Поэтому единичное как любое единичное, — стремящееся присвоить себе саму принадлежность, собственное бытие в языке и потому отвергающее любую идентичность и любые условия принадлежности — главный враг государства. И где бы единичное ни заявило о своем совместном бытии, как бы мирно это ни выглядело — там всегда случается Тяньаньмэнь и рано или поздно появляются танки.
Примечания
Следующие фрагменты можно расценить как комментарии к §9 «Бытия и времени» и к пункту 6.44 Tractatus'a Витгенштейна. Оба текста ставят вопрос об определении исконной проблемы метафизики — отношению бытия и сущности: quid est е quod est. Удастся ли моим заметкам, при всей их очевидной фрагментарности, углубить понимание этого отношения и, если удастся, то в какой мере, учитывая весьма ограниченную склонность нашей эпохи к онтологии (первой философии), которую поспешно отодвинули в сторону, можно будет судить, лишь если мы поместим их в необходимый контекст.
Необратимость в том, что вещи таковы, каковы они есть, в том, что они существуют такими, а не иными, будучи безвозвратно вверены их способу быть. Необратимо то, каким образом вещи существуют, — их «как»: они грустные или радостные, жестокие или источающие счастье. Каков ты, каков мир, — это и есть необратимость.
Откровение не являет священный характер мира, но всякое откровение есть всего лишь раскрытие необратимо профанного характера мира. (Название именует вещи и всегда только вещи.) Откровение открывает мир для профанации и вещности, но ведь именно это как раз и произошло, не правда ли. И только здесь возникает возможность спасения — это спасение светского характера мира, его бытия–вот–такого (essere–cosi).

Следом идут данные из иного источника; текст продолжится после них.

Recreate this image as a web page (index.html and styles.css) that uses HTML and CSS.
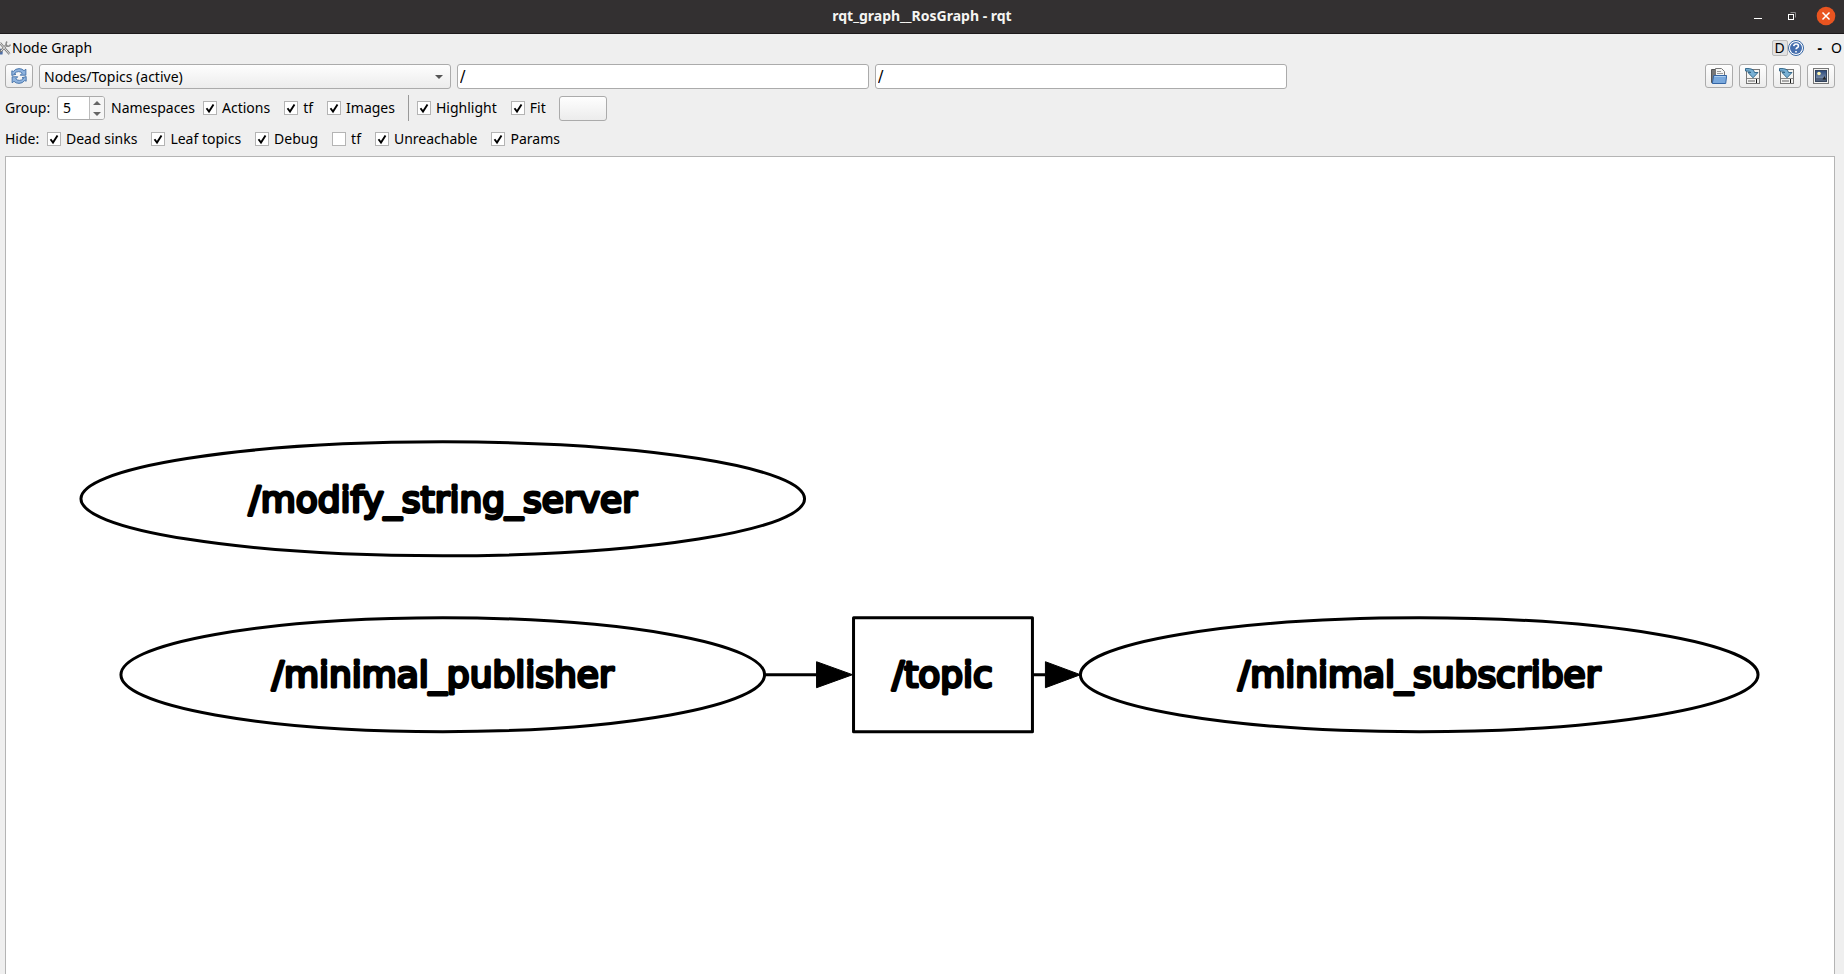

(Поэтому те, кто пытаются снова сакрализовать мир и жизнь, святотатствуют точно так же, как и те, кто отчаивается из–за его профанации. И как раз поэтому протестантская теология, абсолютно отделяя светский мир от мира божественного, одновременно и права и не права: права в том, что откровение (язык) необратимо перепоручило мир светской сфере; не права, потому, что мир будет спасен именно благодаря тому, что он профанен).
Поскольку мир абсолютно, необратимо профанен — он есть Бог.
С этой точки зрения две формы необратимого — уверенность и отчаяние, по мнению Спинозы (Эт. III, теоремы XIV–XV), тождественны. Важно лишь, чтобы была устранена всякая причина сомнения в том, что вещи безусловно и действительно «таковы», независимо от того, радует ли нас это или печалит.
Как некое положение вещей, рай совершенно тождественен аду, хотя у них и противоположные знаки. (Но если бы мы могли чувствовать себя уверенно в отчаянии или отчаиваться в уверенности, то тогда нам бы открылся внутри данного положения вещей его собственный предел, — лимб, или светящийся промежуток[42], который не может пребывать внутри него.)